Car, je suis désolé, si ce projet viole toutes les conventions sur les
droits de l'homme, ce n'est pas pour une question de forme ou pour un
problème technique : c'est qu'il s'agit vraiment d'une
violation des droits de l'homme, de forcer quelqu'un à travailler (je
pourrais sortir le mot esclavage
, là, mais ça ne convaincra que
ceux qui ont déjà compris, donc évitons-le), et si le service
militaire obligatoire est vu comme une exception historique pour
nécessité d'État (que je conteste, d'ailleurs, et je suis bien content
qu'il ait été supprimé en France) et si l'éducation obligatoire est
agrémentée de sauvegardes importantes (plus obligatoire au-delà de 16
ans, et en-deçà les parents ont le choix du mode d'éducation qu'ils
veulent donner à leurs enfants), ce n'est pas un hasard. Une fois
qu'on considère qu'un individu est adulte est responsable, on doit
admettre qu'il est seul maître à décider de ce qu'il fait de sa vie.
C'est très dur pour les gens qui aiment tant mettre leur nez dans les
oignons des autres.
Ce qui me fait peur, donc, c'est qu'on puisse proposer une mesure
qui va directement à l'encontre d'une liberté individuelle
fondamentale, et que ça fasse, finalement, aussi peu de remous. (Et
une fois de plus, je me lamente
que des gens confondent systématiquement machintruc est
une bonne chose
et
‹rendre machintruc obligatoire› est une
bonne chose
… mais je vais y revenir.)
Le problème, avec les libertés individuelles, ou, dans un autre
angle, avec le droit des minorités, c'est qu'il faut les protéger y
compris contre la majorité.

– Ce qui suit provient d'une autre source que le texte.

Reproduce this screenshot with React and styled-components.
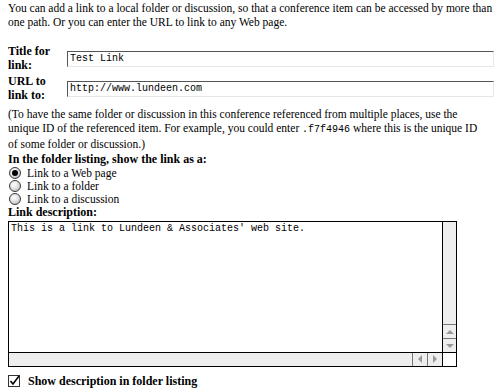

C'est pour ça que la démocratie, qui est,
empiriquement, la forme de régime politique la plus respectueuse des
droits individuels (‹remous sur les bancs des libertaires du
fond de la classe›), est aussi potentiellement dangereuse : car
il est difficile, dans un système de gouvernement qui prétend donner
le pouvoir à la majorité, de protéger les libertés des individus ou
des minorités même contre les décisions de la majorité. C'est pour ça
que nous avons des juges, et c'est pour ça que la justice est censée
être indépendante du suffrage universel, et c'est pour ça que
j'enfonce des portes ouvertes, aussi. Toujours est-il qu'il y a une
chose qui m'effraie, c'est qu'on piétine ces libertés individuelles à
grandes acclamations de la vox populi, vox dei, à
grands coups de sondages et de mesures populaires (et, puisque les
gens confondent systématiquement être souhaitable
et être
souhaitable qu'il soit obligatoire
ou être indésirable
et
être souhaitable qu'il soit interdit
, on peut leur faire avaler
toutes sortes de salades). Je ne suis pas sûr que les moyens de
communication que nous avons en ce début de XXIe siècle soient
toujours complètement un progrès pour la liberté : j'avais d'ailleurs
déjà ranté à ce sujet.
L'autre problème, apparenté, c'est qu'on s'imagine qu'on a fait des progrès dans la liberté de X en voyant qu'on a fait des progrès dans la technique de X. Ceci vaut particulièrement si X = la communication. La situation de l'Internet en Chine semble bien montrer que cet outil de communication, qui peut certes devenir un outil de liberté, ne l'est que si on veut qu'il le soit, pas automatiquement (et vlan ! une autre porte ouverte copieusement enfoncée à la hache bénie +2). L'ennui, c'est qu'on confond les deux.
J'ai peur, en fait, qu'on se dirige vers une société toujours plus despotique, mais d'un despotisme non pas d'une oligarchie mais de la majorité bien-pensante, dont les outils de communication, toujours plus développés, deviendraient des outils d'ostracisme des déviants de toutes sortes, en même temps qu'on se féliciterait bien haut que la liberté ne cesse de progresser, comme si la liberté d'expression se mesurait en mégabits par seconde.
Zut, j'ai encore ranté, et je n'ai pas été clair. Tenez, ce n'est pas vraiment le sujet (en même temps, je n'ai pas arrêté de faire des coqs-à-l'âne, alors le sujet…), mais dans un pays toujours plus en avance que nous pour ce qui est des reculées sociales, voilà ce que ça peut donner, le despotisme du bien-pensant.